Painting by Nicolas Poussin

The Continence of Scipio is an oil on canvas painting by Nicolas Poussin, from 1640. It is held in the Pushkin Museum, in Moscow.

==History==
It was commissioned by Abbé Gian Maria Roscioli, secretary to Pope Urban VIII. It changed owners several times, reaching the Walpole collection in the first half of the 18th century, from which it was bought for the Hermitage Museum by Catherine the Great in 1779. It was reassigned to the Pushkin Museum in 1930, where it remains.

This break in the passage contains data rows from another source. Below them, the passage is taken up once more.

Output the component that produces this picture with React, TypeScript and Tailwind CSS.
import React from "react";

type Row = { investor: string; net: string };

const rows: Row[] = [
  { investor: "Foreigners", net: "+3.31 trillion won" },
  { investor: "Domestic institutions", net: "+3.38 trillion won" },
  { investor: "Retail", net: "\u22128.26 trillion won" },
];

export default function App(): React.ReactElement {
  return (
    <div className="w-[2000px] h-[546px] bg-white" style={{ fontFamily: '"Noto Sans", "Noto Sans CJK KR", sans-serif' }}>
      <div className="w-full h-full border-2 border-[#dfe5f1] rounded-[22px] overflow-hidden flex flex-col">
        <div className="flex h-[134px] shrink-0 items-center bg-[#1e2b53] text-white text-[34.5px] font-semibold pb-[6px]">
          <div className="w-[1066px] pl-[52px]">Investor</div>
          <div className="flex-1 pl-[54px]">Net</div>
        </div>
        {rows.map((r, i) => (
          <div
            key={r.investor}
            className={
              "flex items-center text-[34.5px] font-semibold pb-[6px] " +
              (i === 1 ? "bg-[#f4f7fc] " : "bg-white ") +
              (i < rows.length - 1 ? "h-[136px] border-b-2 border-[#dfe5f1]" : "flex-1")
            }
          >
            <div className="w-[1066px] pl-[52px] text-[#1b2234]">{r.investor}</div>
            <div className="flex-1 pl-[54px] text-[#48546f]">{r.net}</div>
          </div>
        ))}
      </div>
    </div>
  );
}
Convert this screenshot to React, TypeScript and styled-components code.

The painting is based on the historical continence of Scipio.

==Description==
This picture is composed twelve figures, representing the noble Roman, clad in a vesture and a red mantle, seated on an elevation at the side, extending his hand apparently addressing the young Carthaginian, who with his affianced bride is standing before him: the former is bowing, gratefully acknowledging his generosity and justice, and the latter is seen in a front view, with two young women suitably attired standing behind her: a fourth female, clothed in white, is behind the hero holding a chaplet over his head Two lictors with the fasces stand on his right and a group of four soldiers is on the opposite side.

==Copy==
A picture of this subject differing materially from the composition of the preceding, and done en grisaille, was formerly in the Dusseldorf Gallery and is engraved in that collection.